La vida no la quiero perder entre quejas y ayes. Como si nada pudiera volver a ser como antes. Decía Enrique Rojas: “Para ser feliz es necesario no equivocarse en las expectativas, esperar de forma moderada”.
Esa actitud me hace agradecido. Más consciente de lo que tengo. Más feliz por no querer más de lo que necesito.
No es feliz el que más tiene. Sino el que menos necesita. Así de sencillo. Y yo lo complico tanto exigiéndoles a los demás lo que no me pueden dar. A la vida lo que no me regala. Al futuro lo que tal vez no traiga.
Quejándome del pasado que me ha quitado tantas cosas importantes. Y echándole en cara al presente que no cambia nada de lo que hay. Así no crezco, no maduro, no sonrío.
En lugar de quejarme de lo que no puedo hacer, quiero alegrarme de lo que tengo entre mis manos. Un nuevo sueño. Un nuevo proyecto. Sin echar de menos continuamente lo que no puede ser.
Me quejo de la suerte. Lo que pudo ser y no fue. Lo que podía haber sido diferente. ¿Qué es la suerte? Que la moneda caiga de un lado o de otro. Que me sonría la fortuna y obtenga lo que tanto esperaba.
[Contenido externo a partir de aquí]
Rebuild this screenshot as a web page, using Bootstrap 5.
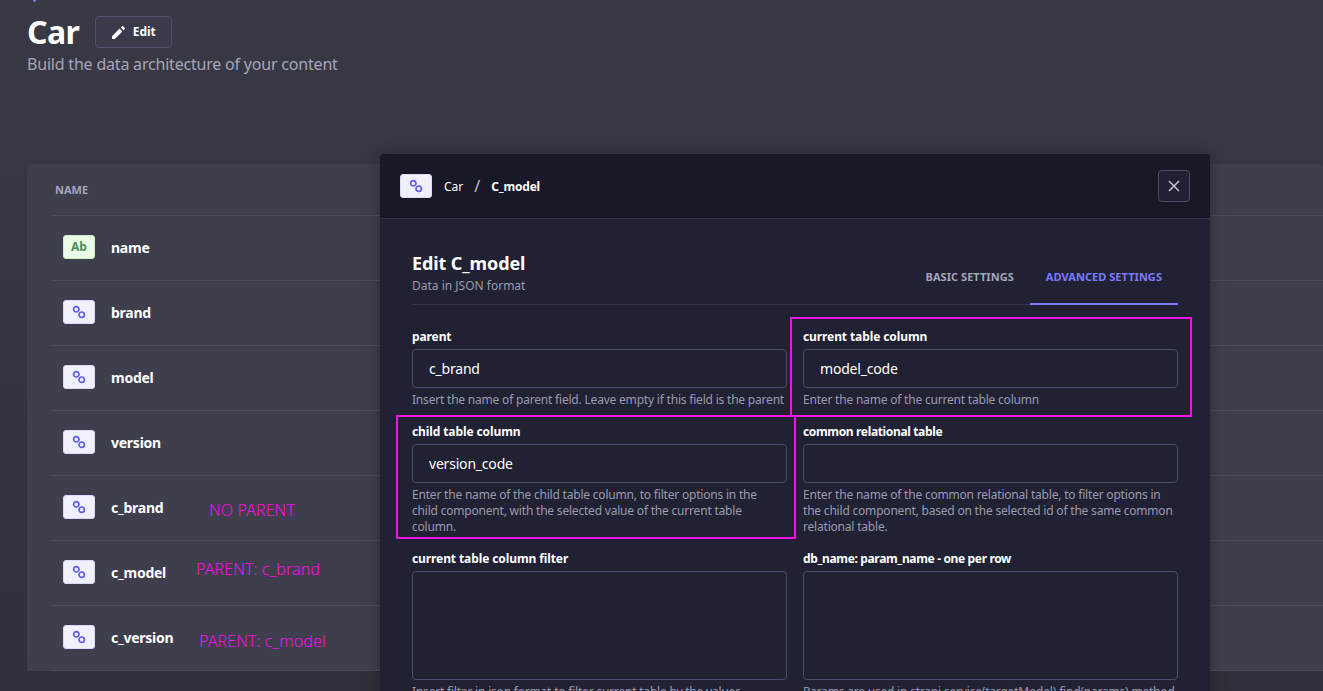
<!DOCTYPE html>
<html lang="en">
<head>
    <meta charset="UTF-8">
    <title>Car - Content-Type Builder</title>
    <link href="https://cdn.jsdelivr.net/npm/bootstrap@5.3.2/dist/css/bootstrap.min.css" rel="stylesheet">
    <style>
        html, body { height: 100%; overflow: hidden; }
        body {
            background: linear-gradient(180deg, #393945 0%, #30303a 100%);
            font-family: "Noto Sans", "Open Sans", sans-serif;
            color: #fff;
        }
        .stage { position: relative; height: 691px; padding: 16px 0 0 27px; }
        .back-dot { position: absolute; left: 33px; top: -2px; width: 3px; height: 4px; background: #7b79ff; border-radius: 50%; }
        .title-row { gap: 16px; height: 32px; }
        .page-title { font-size: 32px; line-height: 34px; font-weight: 700; margin: 0; letter-spacing: -.6px; }
        .edit-btn { width: 77px; height: 32px; border: 1px solid #4f4f6b; border-radius: 4px; background: #3a3a4a; color: #fff; font-size: 12px; font-weight: 700; gap: 8px; padding: 0; }
        .page-sub { font-size: 16px; line-height: 24px; color: #a5a5ba; margin: 4px 0 0; letter-spacing: -.2px; }
        .table-box { margin-top: 88px; width: 1296px; background: #3f3e4c; border-radius: 4px 4px 0 0; padding: 0 0 0 24px; }
        .table-head { height: 51px; padding: 2px 0 0 4px; font-size: 11px; font-weight: 700; color: #a5a5ba; }
        .field-row { height: 65px; border-top: 1px solid #4c4b62; padding: 0 0 2px 12px; gap: 16px; font-size: 14px; font-weight: 700; letter-spacing: -.25px; }
        .field-row:last-child { border-bottom: 1px solid #4c4b62; height: 66px; }
        .type-chip { width: 32px; height: 24px; border-radius: 3px; border: 1px solid #d9d8ff; background: #f0f0ff; flex: none; }
        .type-chip.text-chip { background: #eafbe7; border-color: #c6f0c2; color: #4c8c5a; font-size: 12px; font-weight: 700; letter-spacing: 0; }
        .note { position: absolute; color: #f50fe8; font-size: 16px; line-height: 20px; font-weight: 300; letter-spacing: .1px; }
        .note-1 { left: 209px; top: 500px; }
        .note-2 { left: 196px; top: 559px; }
        .note-3 { left: 199px; top: 631px; }
        .modal-box { position: absolute; left: 380px; top: 154px; width: 830px; height: 600px; background: #212134; border-radius: 4px 4px 0 0; box-shadow: 0 2px 15px rgba(3,3,5,.35); }
        .modal-top { height: 65px; background: #181826; border-bottom: 1px solid #32324d; border-radius: 4px 4px 0 0; padding: 0 20px; font-size: 12px; }
        .crumb-txt { padding-top: 2px; }
        .crumb-sep { margin: 0 11px 0 11px; color: #c0c0cf; font-size: 16px; line-height: 16px; }
        .crumb-now { letter-spacing: -.2px; padding-top: 2px; }
        .close-box { width: 32px; height: 32px; border: 1px solid #4a4a6a; border-radius: 4px; background: #212134; padding: 0; }
        .modal-inner { padding: 32px 32px 0; }
        .form-head { height: 54px; border-bottom: 1px solid #32324d; }
        .form-title { font-size: 18px; line-height: 24px; font-weight: 700; margin: 0; letter-spacing: -.1px; }
        .form-sub { font-size: 12px; line-height: 16px; color: #9a9aae; margin: 3px 0 0; }
        .tab-item { font-size: 11px; font-weight: 700; line-height: 16px; color: #a5a5ba; padding: 11px 16px 18px; text-transform: uppercase; letter-spacing: .05px; border-bottom: 2px solid transparent; margin-bottom: -1px; }
        .tab-item.on { color: #7b79ff; border-bottom-color: #7b79ff; }
        .form-rows { display: grid; grid-template-columns: 375px 375px; column-gap: 16px; margin-top: 24px; }
        .form-cell { margin-bottom: 16px; }
        .form-cell label { display: block; font-size: 12px; line-height: 16px; font-weight: 700; margin-bottom: 4px; letter-spacing: -.1px; }
        .form-cell label.tight { letter-spacing: -.35px; }
        .dark-input { display: block; width: 100%; height: 39px; background: #212134; border: 1px solid #4a4a6a; border-radius: 4px; color: #fff; font-size: 14px; padding: 0 16px; margin-bottom: 4px; box-shadow: none; letter-spacing: -.2px; }
        textarea.dark-input { height: 109px; resize: none; }
        .dark-input:focus { background: #212134; color: #fff; border-color: #4a4a6a; box-shadow: none; }
        .hint { font-size: 12px; line-height: 16px; color: #9a9aae; letter-spacing: -.2px; }
        .mark-box { position: absolute; border: 2px solid #f50fe8; pointer-events: none; }
        .mark-1 { left: 410px; top: 163px; width: 402px; height: 100px; }
        .mark-2 { left: 16px; top: 261px; width: 400px; height: 124px; }
    </style>
</head>
<body>
<svg width="0" height="0" class="position-absolute">
    <symbol id="link-ico" viewBox="0 0 14 14">
        <circle cx="4.3" cy="4.3" r="2.7" fill="none" stroke="#5f5cf0" stroke-width="1.7"/>
        <circle cx="9.7" cy="9.7" r="2.7" fill="none" stroke="#5f5cf0" stroke-width="1.7"/>
    </symbol>
</svg>

<div class="stage">
    <span class="back-dot"></span>
    <div class="title-row d-flex align-items-center">
        <h1 class="page-title">Car</h1>
        <button class="edit-btn d-flex align-items-center justify-content-center" type="button">
            <svg width="13" height="13" viewBox="0 0 12 12"><path d="M0 12V9.4L7 2.4l2.6 2.6L2.6 12zM8 1.4L9.2.2a.7.7 0 0 1 1 0l1.6 1.6a.7.7 0 0 1 0 1L10.6 4z" fill="#fff"/></svg>
            Edit
        </button>
    </div>
    <p class="page-sub">Build the data architecture of your content</p>

    <div class="table-box">
        <div class="table-head d-flex align-items-center">NAME</div>
        <div class="field-row d-flex align-items-center"><span class="type-chip text-chip d-flex align-items-center justify-content-center">Ab</span>name</div>
        <div class="field-row d-flex align-items-center"><span class="type-chip d-flex align-items-center justify-content-center"><svg width="14" height="14"><use href="#link-ico"/></svg></span>brand</div>
        <div class="field-row d-flex align-items-center"><span class="type-chip d-flex align-items-center justify-content-center"><svg width="14" height="14"><use href="#link-ico"/></svg></span>model</div>
        <div class="field-row d-flex align-items-center"><span class="type-chip d-flex align-items-center justify-content-center"><svg width="14" height="14"><use href="#link-ico"/></svg></span>version</div>
        <div class="field-row d-flex align-items-center"><span class="type-chip d-flex align-items-center justify-content-center"><svg width="14" height="14"><use href="#link-ico"/></svg></span>c_brand</div>
        <div class="field-row d-flex align-items-center"><span class="type-chip d-flex align-items-center justify-content-center"><svg width="14" height="14"><use href="#link-ico"/></svg></span>c_model</div>
        <div class="field-row d-flex align-items-center"><span class="type-chip d-flex align-items-center justify-content-center"><svg width="14" height="14"><use href="#link-ico"/></svg></span>c_version</div>
    </div>

    <span class="note note-1">NO PARENT</span>
    <span class="note note-2">PARENT: c_brand</span>
    <span class="note note-3">PARENT: c_model</span>

    <div class="modal-box">
        <div class="modal-top d-flex align-items-center justify-content-between">
            <div class="d-flex align-items-center">
                <span class="type-chip d-flex align-items-center justify-content-center me-2"><svg width="14" height="14"><use href="#link-ico"/></svg></span>
                <span class="ms-1 crumb-txt">Car</span><span class="crumb-sep">/</span><strong class="crumb-now">C_model</strong>
            </div>
            <button class="close-box d-flex align-items-center justify-content-center" type="button" aria-label="Close">
                <svg width="12" height="12" viewBox="0 0 12 12"><path d="M1 1l10 10M11 1L1 11" stroke="#c0c0cf" stroke-width="1.6"/></svg>
            </button>
        </div>
        <div class="modal-inner">
            <div class="form-head d-flex justify-content-between">
                <div>
                    <h2 class="form-title">Edit C_model</h2>
                    <p class="form-sub">Data in JSON format</p>
                </div>
                <div class="d-flex align-items-end">
                    <span class="tab-item">Basic settings</span>
                    <span class="tab-item on">Advanced settings</span>
                </div>
            </div>
            <div class="form-rows">
                <div class="form-cell">
                    <label>parent</label>
                    <input class="form-control dark-input" value="c_brand">
                    <div class="hint text-nowrap">Insert the name of parent field. Leave empty if this field is the parent</div>
                </div>
                <div class="form-cell">
                    <label>current table column</label>
                    <input class="form-control dark-input" value="model_code">
                    <div class="hint">Enter the name of the current table column</div>
                </div>
                <div class="form-cell">
                    <label>child table column</label>
                    <input class="form-control dark-input" value="version_code">
                    <div class="hint">Enter the name of the child table column, to filter options in the<br>child component, with the selected value of the current table<br>column.</div>
                </div>
                <div class="form-cell">
                    <label class="tight">common relational table</label>
                    <input class="form-control dark-input">
                    <div class="hint">Enter the name of the common relational table, to filter options in<br>the child component, based on the selected id of the same common<br>relational table.</div>
                </div>
                <div class="form-cell">
                    <label>current table column filter</label>
                    <textarea class="form-control dark-input"></textarea>
                    <div class="hint">Insert filter in json format to filter current table by the values</div>
                </div>
                <div class="form-cell">
                    <label class="tight">db_name: param_name - one per row</label>
                    <textarea class="form-control dark-input"></textarea>
                    <div class="hint">Params are used in strapi.service(targetModel).find(params) method</div>
                </div>
            </div>
        </div>
        <span class="mark-box mark-1"></span>
        <span class="mark-box mark-2"></span>
    </div>
</div>

<script src="https://cdn.jsdelivr.net/npm/bootstrap@5.3.2/dist/js/bootstrap.bundle.min.js"></script>
</body>
</html>
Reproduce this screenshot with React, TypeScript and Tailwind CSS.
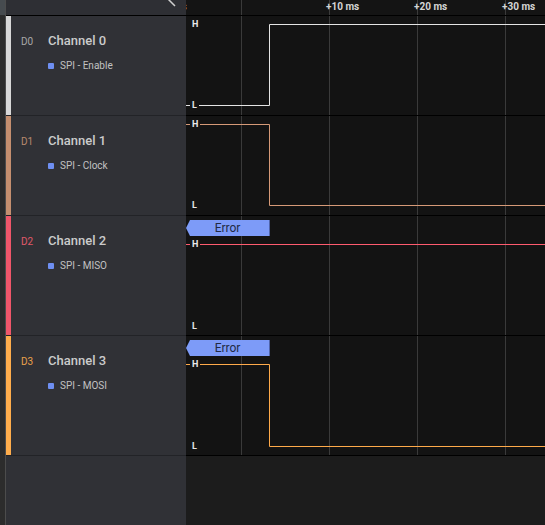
const channels = [
  {
    id: "D0",
    name: "Channel 0",
    proto: "SPI - Enable",
    bar: "bg-[#d8d8d8]",
    idColor: "text-[#a8a8a8]",
    stroke: "#e4e4e4",
    rowH: "h-[100px]",
    hTop: "top-[3px]",
    lTop: "top-[84px]",
    wave: "M0 89.5 H83.5 V8.5 H359",
    error: false,
  },
  {
    id: "D1",
    name: "Channel 1",
    proto: "SPI - Clock",
    bar: "bg-[#c58f6f]",
    idColor: "text-[#b98a6e]",
    stroke: "#d69a78",
    rowH: "h-[100px]",
    hTop: "top-[3px]",
    lTop: "top-[84px]",
    wave: "M0 8.5 H83.5 V89.5 H359",
    error: false,
  },
  {
    id: "D2",
    name: "Channel 2",
    proto: "SPI - MISO",
    bar: "bg-[#f0566a]",
    idColor: "text-[#e0596a]",
    stroke: "#ff5b6f",
    rowH: "h-[120px]",
    hTop: "top-[23px]",
    lTop: "top-[105px]",
    wave: "M0 28.5 H359",
    error: true,
  },
  {
    id: "D3",
    name: "Channel 3",
    proto: "SPI - MOSI",
    bar: "bg-[#ffad4c]",
    idColor: "text-[#eaa24c]",
    stroke: "#ffaa4a",
    rowH: "h-[120px]",
    hTop: "top-[23px]",
    lTop: "top-[105px]",
    wave: "M0 28.5 H83.5 V110.5 H359",
    error: true,
  },
];

const gridX = [55.5, 143.5, 231.5, 319.5];

function GridLines() {
  return (
    <svg className="absolute inset-0 h-full w-full" width="359" height="120">
      {gridX.map((x) => (
        <line key={x} x1={x} x2={x} y1="0" y2="200" stroke="#3a3a3a" strokeWidth="1" />
      ))}
    </svg>
  );
}

function ChannelRow({ ch }: { ch: (typeof channels)[number] }) {
  return (
    <div className={`flex ${ch.rowH}`}>
      <div className="w-[180px] flex border-b border-[#222327] bg-[#303136]">
        <div className={`w-[5px] ${ch.bar}`} />
        <div className="flex items-baseline pl-[10px] pt-[16px]">
          <span className={`w-[27px] text-[10px] ${ch.idColor}`}>{ch.id}</span>
          <div className="flex flex-col">
            <span className="text-[13px] leading-[17px] font-medium text-[#cbcbcb]">{ch.name}</span>
            <div className="mt-[11px] flex items-center gap-[6px]">
              <span className="h-[6px] w-[6px] rounded-[1px] bg-[#6e8ff2]" />
              <span className="text-[10px] leading-[12px] text-[#c2c2c2]">{ch.proto}</span>
            </div>
          </div>
        </div>
      </div>
      <div className="relative flex-1 border-b border-black bg-[#131313] overflow-hidden">
        <GridLines />
        <svg className="absolute inset-0 h-full w-full" width="359" height="120">
          <path d={ch.wave} fill="none" stroke={ch.stroke} strokeWidth="1" />
        </svg>
        {ch.error && (
          <div className="absolute left-0 top-[4px] flex h-[16px] w-[84px] items-center justify-center border-r border-[#4f63a8] bg-[#7d9bf8] [clip-path:polygon(4px_0,100%_0,100%_100%,4px_100%,0_50%)]">
            <span className="text-[12px] leading-none text-[#222a44]">Error</span>
          </div>
        )}
        <span className={`absolute left-[4px] ${ch.hTop} bg-[#141414] px-[2px] text-[9px] leading-[11px] font-bold text-[#e8e8e8]`}>
          H
        </span>
        <span className={`absolute left-[4px] ${ch.lTop} bg-[#141414] px-[2px] text-[9px] leading-[11px] font-bold text-[#e8e8e8]`}>
          L
        </span>
      </div>
    </div>
  );
}

export default function App() {
  return (
    <div className="flex h-[525px] w-[545px] overflow-hidden bg-[#1c1c1c] font-['Roboto','Liberation_Sans',sans-serif]">
      <div className="flex w-[6px] flex-col border-r border-[#4c4c4c] bg-[#2c2c2c]">
        <div className="h-[15px] bg-[#464b4f]" />
      </div>
      <div className="flex flex-1 flex-col">
        <div className="flex h-[16px] border-b border-black">
          <div className="relative w-[180px] bg-[#2e2f34]">
            <svg className="absolute left-[160px] top-[-7px]" width="12" height="14" viewBox="0 0 12 14">
              <path d="M9 1 L3 7 L9 13" fill="none" stroke="#cfcfcf" strokeWidth="1.5" />
            </svg>
          </div>
          <div className="relative flex-1 overflow-hidden bg-[#141414]">
            <GridLines />
            <span className="absolute left-[-31px] top-[1px] text-[10px] leading-[12px] font-bold text-[#cfcfcf]">-10 ms</span>
            <span className="absolute left-[140px] top-[1px] text-[10px] leading-[12px] font-bold text-[#d4d4d4]">+10 ms</span>
            <span className="absolute left-[228px] top-[1px] text-[10px] leading-[12px] font-bold text-[#d4d4d4]">+20 ms</span>
            <span className="absolute left-[316px] top-[1px] text-[10px] leading-[12px] font-bold text-[#d4d4d4]">+30 ms</span>
          </div>
        </div>
        {channels.map((ch) => (
          <ChannelRow key={ch.id} ch={ch} />
        ))}
        <div className="flex flex-1">
          <div className="w-[180px] bg-[#303136]" />
          <div className="flex-1 bg-[#1c1c1c]" />
        </div>
      </div>
    </div>
  );
}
Cuando mi felicidad se centra en lograr lo que deseo, lo que espero, lo que sueño, sufro más. Quiero aprender a vivir con expectativas más sencillas. Sin amargarme cuando no resultan las cosas como yo quiero.
Buena suerte, mala suerte, ¿quién sabe? Algo que parece malo puede ser bueno a la larga. Algo que parece bueno deja de serlo de repente. Depende de mí, de mi mirada. Depende de lo que ocupe el centro de mi corazón.
¿Para quién vivo? Si Dios es el centro todo cambia. Sueño con que sea así.
Quiero agradecerle a Dios todo lo que me ha dado. Lo que me ha quitado. Lo que no poseo. Lo que nunca tendré. Lo que hace conmigo. Lo que no hace. Le agradezco mis fracasos y mis cruces. Mis tragedias y alegrías.
Así de sencillo parece. Decido dejar de quejarme. Y agradezco más por las cosas más sencillas de la vida.